What needs to be done: Tally the lines containing the word "screenshot" and give the total alone.

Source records
>> Start

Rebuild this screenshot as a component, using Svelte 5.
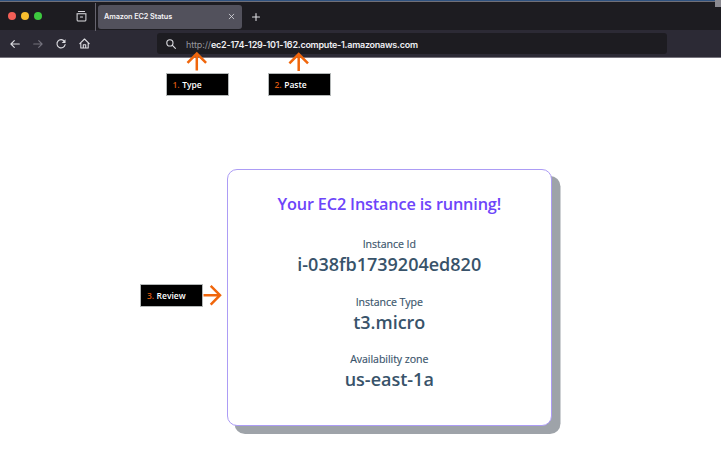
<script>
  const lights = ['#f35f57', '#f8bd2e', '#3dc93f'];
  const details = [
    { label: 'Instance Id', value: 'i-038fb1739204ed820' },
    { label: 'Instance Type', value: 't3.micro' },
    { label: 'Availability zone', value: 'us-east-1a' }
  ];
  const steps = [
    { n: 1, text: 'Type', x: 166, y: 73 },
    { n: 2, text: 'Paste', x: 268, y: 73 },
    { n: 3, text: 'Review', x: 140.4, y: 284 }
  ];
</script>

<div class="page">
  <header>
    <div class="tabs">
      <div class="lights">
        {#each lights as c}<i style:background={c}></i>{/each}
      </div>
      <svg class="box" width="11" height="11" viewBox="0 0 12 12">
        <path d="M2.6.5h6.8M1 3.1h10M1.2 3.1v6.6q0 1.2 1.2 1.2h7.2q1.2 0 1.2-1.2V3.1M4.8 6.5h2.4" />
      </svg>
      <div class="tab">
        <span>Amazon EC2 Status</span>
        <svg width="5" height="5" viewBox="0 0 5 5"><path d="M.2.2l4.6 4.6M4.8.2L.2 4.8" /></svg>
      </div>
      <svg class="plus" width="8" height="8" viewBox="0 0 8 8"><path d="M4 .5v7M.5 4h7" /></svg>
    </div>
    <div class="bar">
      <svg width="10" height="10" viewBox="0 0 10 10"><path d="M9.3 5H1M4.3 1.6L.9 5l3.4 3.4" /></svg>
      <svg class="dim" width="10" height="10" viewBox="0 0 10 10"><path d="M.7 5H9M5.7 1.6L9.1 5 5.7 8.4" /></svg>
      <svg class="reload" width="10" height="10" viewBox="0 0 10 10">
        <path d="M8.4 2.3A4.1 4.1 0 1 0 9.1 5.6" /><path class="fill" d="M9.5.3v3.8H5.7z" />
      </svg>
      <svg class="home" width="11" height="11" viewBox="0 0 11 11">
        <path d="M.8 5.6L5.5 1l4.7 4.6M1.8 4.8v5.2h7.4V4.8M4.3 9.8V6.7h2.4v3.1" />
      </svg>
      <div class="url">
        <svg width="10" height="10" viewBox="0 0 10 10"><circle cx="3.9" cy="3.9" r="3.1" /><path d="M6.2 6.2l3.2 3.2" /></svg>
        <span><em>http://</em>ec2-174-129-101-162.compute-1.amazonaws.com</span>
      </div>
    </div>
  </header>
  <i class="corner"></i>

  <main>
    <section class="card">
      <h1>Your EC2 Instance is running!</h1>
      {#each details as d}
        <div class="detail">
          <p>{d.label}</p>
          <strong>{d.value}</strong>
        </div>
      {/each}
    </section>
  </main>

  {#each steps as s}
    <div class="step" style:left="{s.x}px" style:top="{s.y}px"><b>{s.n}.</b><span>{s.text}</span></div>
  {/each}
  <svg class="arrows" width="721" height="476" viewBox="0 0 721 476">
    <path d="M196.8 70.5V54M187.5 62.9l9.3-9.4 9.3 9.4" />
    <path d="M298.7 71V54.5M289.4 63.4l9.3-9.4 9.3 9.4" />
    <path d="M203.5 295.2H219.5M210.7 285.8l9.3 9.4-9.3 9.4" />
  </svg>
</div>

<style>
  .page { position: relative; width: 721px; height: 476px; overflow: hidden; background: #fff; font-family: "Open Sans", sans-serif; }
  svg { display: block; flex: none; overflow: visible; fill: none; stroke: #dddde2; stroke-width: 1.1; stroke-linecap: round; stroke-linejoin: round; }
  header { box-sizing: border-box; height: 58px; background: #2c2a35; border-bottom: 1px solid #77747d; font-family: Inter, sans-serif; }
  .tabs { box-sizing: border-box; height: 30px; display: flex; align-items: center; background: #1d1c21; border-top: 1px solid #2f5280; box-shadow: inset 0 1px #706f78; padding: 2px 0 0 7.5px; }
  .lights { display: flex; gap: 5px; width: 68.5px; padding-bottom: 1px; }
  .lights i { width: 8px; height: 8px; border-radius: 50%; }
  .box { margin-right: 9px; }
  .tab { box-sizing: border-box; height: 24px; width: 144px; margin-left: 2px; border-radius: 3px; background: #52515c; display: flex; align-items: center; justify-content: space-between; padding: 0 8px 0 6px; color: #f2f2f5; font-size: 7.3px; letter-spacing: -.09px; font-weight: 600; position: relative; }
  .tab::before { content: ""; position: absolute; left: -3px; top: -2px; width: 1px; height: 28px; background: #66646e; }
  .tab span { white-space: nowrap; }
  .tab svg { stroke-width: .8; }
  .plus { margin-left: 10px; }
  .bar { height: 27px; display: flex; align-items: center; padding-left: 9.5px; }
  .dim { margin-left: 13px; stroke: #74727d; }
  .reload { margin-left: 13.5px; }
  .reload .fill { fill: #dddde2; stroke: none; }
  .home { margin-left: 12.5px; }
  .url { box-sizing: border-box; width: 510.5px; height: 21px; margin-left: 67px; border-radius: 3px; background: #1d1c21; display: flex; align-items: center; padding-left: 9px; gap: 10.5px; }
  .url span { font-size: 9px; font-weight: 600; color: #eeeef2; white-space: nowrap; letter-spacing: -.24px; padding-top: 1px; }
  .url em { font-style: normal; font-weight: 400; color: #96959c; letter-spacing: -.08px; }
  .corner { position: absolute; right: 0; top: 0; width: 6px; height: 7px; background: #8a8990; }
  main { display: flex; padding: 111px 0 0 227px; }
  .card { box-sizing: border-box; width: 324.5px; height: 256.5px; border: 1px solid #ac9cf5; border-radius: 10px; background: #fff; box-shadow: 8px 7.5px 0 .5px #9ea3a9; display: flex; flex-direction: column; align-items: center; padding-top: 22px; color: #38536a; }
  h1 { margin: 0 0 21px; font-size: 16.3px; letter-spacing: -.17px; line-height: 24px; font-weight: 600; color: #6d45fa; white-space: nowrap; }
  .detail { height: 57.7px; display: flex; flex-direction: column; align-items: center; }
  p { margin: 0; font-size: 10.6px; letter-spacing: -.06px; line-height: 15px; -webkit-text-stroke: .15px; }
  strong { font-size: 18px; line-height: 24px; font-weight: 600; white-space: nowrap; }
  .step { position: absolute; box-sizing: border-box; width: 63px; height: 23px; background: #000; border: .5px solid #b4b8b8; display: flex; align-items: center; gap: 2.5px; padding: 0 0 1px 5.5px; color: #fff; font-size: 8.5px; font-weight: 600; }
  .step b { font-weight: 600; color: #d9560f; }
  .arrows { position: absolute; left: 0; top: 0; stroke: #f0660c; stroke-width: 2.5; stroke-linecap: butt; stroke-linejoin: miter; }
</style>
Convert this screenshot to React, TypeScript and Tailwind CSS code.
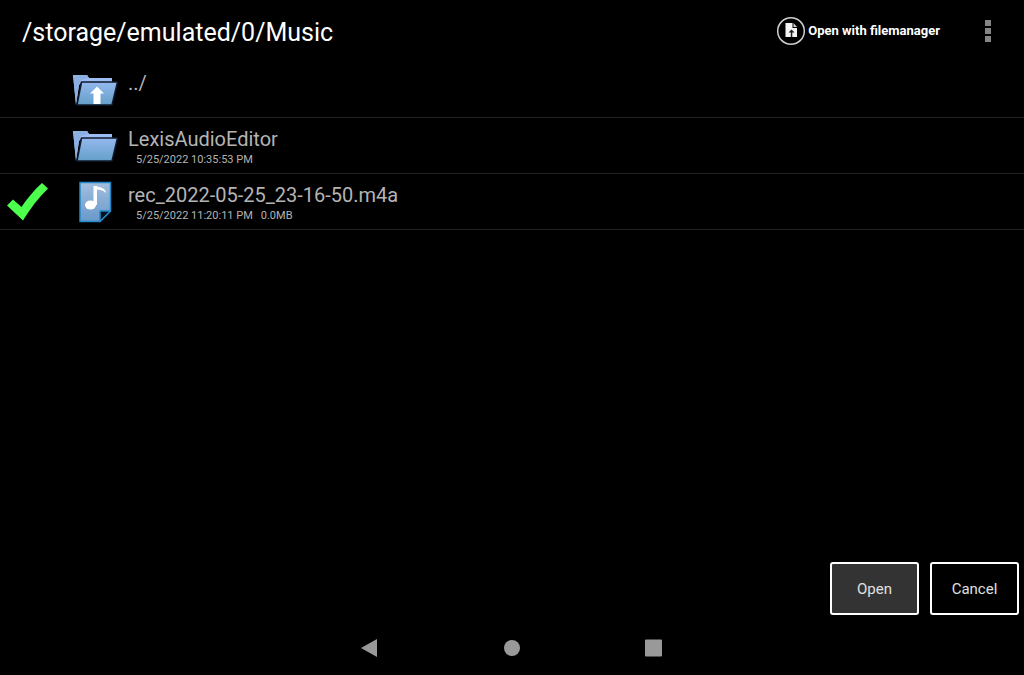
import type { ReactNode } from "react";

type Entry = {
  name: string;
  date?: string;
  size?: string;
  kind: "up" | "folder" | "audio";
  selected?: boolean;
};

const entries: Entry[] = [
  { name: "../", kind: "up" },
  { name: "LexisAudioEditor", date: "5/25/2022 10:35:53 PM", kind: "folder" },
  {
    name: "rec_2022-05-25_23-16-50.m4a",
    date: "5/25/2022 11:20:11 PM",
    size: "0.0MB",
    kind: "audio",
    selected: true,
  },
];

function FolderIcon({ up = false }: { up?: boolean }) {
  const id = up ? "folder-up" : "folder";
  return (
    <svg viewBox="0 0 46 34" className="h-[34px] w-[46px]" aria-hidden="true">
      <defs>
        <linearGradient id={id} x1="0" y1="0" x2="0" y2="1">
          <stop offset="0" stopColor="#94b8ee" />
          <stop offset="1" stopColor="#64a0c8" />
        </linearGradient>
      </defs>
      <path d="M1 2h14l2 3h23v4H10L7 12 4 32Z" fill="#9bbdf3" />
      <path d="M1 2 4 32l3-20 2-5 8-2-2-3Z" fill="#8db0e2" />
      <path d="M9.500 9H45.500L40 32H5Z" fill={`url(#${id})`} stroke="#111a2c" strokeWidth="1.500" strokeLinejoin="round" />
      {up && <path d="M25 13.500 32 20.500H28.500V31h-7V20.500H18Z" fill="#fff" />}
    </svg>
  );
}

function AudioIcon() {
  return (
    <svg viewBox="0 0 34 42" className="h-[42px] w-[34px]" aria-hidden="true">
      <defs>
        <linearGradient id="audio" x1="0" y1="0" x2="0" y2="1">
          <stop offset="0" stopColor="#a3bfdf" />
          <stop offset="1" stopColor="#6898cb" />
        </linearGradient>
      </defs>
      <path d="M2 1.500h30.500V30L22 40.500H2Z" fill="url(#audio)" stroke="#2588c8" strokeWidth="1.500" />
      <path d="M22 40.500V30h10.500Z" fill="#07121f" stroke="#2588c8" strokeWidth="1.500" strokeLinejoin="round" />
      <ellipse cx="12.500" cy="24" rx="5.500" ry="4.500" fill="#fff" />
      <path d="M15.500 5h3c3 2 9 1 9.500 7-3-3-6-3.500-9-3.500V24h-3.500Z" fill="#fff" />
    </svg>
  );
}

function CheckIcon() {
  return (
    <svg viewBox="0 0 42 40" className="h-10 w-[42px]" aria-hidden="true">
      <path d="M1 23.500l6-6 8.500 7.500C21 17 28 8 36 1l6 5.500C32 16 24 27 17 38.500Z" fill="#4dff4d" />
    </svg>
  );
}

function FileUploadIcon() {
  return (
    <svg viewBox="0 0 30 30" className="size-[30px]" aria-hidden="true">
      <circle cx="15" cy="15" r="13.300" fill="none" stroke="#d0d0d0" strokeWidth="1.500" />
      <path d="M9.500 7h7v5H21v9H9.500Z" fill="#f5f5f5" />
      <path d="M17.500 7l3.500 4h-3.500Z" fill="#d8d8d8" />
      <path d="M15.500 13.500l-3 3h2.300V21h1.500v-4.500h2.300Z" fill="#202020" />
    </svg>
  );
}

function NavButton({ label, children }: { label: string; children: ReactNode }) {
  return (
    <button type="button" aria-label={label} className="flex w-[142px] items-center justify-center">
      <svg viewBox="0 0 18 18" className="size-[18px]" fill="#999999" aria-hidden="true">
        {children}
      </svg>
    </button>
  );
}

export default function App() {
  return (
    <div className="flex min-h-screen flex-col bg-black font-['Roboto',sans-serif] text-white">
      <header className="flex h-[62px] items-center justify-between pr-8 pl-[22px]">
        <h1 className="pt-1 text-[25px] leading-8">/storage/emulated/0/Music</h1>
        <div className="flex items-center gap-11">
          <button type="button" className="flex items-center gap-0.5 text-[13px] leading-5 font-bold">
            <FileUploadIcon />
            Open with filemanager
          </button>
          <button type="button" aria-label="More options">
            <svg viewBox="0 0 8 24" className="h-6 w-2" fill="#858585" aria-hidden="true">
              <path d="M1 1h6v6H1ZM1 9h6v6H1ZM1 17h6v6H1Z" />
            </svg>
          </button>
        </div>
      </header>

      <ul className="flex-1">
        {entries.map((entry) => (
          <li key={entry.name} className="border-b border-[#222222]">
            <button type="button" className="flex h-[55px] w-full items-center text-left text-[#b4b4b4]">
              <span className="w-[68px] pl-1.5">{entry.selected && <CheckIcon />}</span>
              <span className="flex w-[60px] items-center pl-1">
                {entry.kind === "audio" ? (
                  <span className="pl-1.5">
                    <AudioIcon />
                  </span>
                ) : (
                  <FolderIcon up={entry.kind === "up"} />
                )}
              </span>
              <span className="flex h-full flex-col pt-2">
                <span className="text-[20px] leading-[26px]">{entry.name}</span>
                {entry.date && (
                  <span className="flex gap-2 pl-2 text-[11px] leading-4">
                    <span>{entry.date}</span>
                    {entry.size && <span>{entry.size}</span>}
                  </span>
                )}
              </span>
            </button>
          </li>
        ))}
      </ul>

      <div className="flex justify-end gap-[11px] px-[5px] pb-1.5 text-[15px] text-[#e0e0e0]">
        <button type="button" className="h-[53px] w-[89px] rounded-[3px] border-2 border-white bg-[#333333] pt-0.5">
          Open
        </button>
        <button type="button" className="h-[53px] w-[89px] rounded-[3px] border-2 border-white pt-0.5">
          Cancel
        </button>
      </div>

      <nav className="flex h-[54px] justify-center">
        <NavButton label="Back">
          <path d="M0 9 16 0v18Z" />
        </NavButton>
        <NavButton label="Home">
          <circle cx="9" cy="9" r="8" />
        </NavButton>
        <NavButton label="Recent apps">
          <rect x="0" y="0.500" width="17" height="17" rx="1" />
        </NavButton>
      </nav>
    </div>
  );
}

>> End

The output: 2